(Reuters) – Lockmaker Assa Abloy on Wednesday reported higher first-quarter operating earnings and said it was well-positioned to adapt to changing market conditions thanks to a strong local presence in its markets amid the escalating trade war.
The Swedish group will continue to prioritise growth opportunities, though it will also take cost saving actions where needed, it said.
Assa Abloy’s quarterly operating profit, excluding items affecting comparability, rose 4% to 5.65 billion Swedish crowns ($591.1 million), sending its shares rising 2.2% in early trade in Stockholm.
The company, which has been suffering for many quarters from China’s weak real estate market, said its sales in the Asia Pacific region fell 5% on an organic basis, as weak demand in China continued to weigh on the business.

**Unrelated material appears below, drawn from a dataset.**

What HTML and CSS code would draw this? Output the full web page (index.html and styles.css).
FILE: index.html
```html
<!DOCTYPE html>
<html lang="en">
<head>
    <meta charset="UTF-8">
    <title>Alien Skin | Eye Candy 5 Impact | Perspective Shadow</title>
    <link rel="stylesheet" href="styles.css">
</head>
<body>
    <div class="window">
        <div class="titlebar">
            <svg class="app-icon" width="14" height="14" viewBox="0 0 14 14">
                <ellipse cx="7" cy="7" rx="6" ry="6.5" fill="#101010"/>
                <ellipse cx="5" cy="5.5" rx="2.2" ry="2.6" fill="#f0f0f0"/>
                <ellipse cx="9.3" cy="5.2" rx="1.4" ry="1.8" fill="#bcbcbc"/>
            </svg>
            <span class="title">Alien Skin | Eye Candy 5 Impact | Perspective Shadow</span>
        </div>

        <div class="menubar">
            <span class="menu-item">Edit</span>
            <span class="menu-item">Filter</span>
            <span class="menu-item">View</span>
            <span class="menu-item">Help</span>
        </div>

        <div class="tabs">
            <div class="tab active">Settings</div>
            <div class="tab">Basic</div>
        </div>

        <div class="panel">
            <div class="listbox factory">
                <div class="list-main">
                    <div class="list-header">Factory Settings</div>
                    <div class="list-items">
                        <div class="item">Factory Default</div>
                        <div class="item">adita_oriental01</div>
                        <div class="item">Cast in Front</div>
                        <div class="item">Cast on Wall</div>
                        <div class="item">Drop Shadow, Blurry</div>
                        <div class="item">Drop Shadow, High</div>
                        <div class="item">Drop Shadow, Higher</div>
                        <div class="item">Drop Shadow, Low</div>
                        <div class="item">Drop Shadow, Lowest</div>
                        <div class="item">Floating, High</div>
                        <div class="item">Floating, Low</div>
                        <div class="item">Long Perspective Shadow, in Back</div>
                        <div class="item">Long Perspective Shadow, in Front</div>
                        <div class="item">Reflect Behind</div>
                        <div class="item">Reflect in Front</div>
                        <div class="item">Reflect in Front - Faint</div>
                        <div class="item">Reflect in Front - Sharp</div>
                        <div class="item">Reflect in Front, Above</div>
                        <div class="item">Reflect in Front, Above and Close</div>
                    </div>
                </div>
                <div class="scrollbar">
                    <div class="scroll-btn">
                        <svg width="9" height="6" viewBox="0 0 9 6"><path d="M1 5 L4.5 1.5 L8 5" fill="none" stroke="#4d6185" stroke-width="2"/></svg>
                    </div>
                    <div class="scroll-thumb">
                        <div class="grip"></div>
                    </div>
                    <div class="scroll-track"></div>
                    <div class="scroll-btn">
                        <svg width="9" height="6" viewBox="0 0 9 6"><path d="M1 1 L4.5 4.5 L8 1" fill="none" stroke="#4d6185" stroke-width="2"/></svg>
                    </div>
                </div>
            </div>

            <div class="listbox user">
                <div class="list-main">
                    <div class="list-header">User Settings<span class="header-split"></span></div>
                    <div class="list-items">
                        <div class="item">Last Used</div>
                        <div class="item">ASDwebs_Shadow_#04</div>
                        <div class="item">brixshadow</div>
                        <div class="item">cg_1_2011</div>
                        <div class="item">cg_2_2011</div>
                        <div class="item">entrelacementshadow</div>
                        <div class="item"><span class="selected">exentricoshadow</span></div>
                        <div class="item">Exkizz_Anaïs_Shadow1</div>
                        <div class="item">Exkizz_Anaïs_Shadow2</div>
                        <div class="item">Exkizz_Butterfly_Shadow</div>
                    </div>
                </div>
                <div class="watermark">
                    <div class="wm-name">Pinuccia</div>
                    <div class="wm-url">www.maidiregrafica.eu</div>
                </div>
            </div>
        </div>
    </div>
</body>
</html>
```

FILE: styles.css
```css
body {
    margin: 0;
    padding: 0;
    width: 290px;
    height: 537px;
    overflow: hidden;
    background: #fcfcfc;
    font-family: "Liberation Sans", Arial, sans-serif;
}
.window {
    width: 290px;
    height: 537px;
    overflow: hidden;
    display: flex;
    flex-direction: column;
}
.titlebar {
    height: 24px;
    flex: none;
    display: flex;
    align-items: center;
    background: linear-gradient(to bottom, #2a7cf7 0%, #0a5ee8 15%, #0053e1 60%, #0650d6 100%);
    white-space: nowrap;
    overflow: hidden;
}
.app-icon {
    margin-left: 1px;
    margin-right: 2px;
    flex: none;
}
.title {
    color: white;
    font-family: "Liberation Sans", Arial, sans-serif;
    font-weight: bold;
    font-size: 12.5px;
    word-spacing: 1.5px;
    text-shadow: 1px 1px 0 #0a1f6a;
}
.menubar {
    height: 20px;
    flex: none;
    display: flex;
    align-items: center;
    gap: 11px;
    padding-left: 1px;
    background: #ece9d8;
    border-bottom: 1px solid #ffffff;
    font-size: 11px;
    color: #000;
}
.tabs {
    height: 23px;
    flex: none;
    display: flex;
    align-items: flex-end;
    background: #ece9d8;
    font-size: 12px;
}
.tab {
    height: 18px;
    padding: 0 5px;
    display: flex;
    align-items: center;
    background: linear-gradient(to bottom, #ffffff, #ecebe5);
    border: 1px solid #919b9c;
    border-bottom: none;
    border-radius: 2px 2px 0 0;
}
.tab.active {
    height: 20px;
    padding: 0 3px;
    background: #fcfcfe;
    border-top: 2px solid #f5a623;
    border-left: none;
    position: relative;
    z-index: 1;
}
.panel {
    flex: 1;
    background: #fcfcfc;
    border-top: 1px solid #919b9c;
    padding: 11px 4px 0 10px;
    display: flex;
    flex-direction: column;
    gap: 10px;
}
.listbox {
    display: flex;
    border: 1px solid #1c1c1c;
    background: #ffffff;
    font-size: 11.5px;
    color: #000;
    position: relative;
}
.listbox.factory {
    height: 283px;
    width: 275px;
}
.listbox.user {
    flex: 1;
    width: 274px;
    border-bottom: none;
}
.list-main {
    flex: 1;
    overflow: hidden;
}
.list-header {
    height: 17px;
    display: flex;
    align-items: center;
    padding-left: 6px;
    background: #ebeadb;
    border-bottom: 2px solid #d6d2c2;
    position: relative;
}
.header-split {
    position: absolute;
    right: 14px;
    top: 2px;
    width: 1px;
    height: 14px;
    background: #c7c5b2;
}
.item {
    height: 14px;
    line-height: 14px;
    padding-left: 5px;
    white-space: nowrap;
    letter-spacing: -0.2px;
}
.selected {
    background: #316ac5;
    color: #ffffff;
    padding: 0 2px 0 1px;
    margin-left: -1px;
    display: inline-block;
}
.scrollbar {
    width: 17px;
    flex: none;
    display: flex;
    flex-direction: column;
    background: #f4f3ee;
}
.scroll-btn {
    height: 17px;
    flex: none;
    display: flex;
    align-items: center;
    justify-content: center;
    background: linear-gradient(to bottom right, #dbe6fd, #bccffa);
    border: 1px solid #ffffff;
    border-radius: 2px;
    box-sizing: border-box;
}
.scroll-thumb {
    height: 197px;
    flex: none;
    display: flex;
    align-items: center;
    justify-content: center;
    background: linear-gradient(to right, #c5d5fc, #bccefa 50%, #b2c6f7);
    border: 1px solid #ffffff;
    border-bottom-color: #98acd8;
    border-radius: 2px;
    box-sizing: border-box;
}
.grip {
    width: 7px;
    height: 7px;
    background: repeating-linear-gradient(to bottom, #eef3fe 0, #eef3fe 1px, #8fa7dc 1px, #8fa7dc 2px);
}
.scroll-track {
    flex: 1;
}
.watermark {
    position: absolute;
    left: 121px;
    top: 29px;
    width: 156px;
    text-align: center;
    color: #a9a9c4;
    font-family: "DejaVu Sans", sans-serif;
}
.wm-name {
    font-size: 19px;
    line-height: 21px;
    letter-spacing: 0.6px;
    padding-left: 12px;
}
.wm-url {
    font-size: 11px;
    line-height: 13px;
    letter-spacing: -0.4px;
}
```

Organic group sales increased by 2%. On a reported basis, which is boosted by recent acquisitions, the growth was 8%.
The company said organic sales growth was strong in the Global Technologies segment and stable in the Entrance Systems, which both operate globally. In the regional divisions, the Americas unit showed good growth while the EMEIA region, consisting of Europe, Middle East, India and Africa, saw flat organic sales.
In EMEIA, strong growth in Central Europe and the Nordics was offset by sales declines in Southern Europe and the Middle East, it said.
Assa Abloy’s main markets are in North America, Europe and Oceania. It does not report separate results for these regions.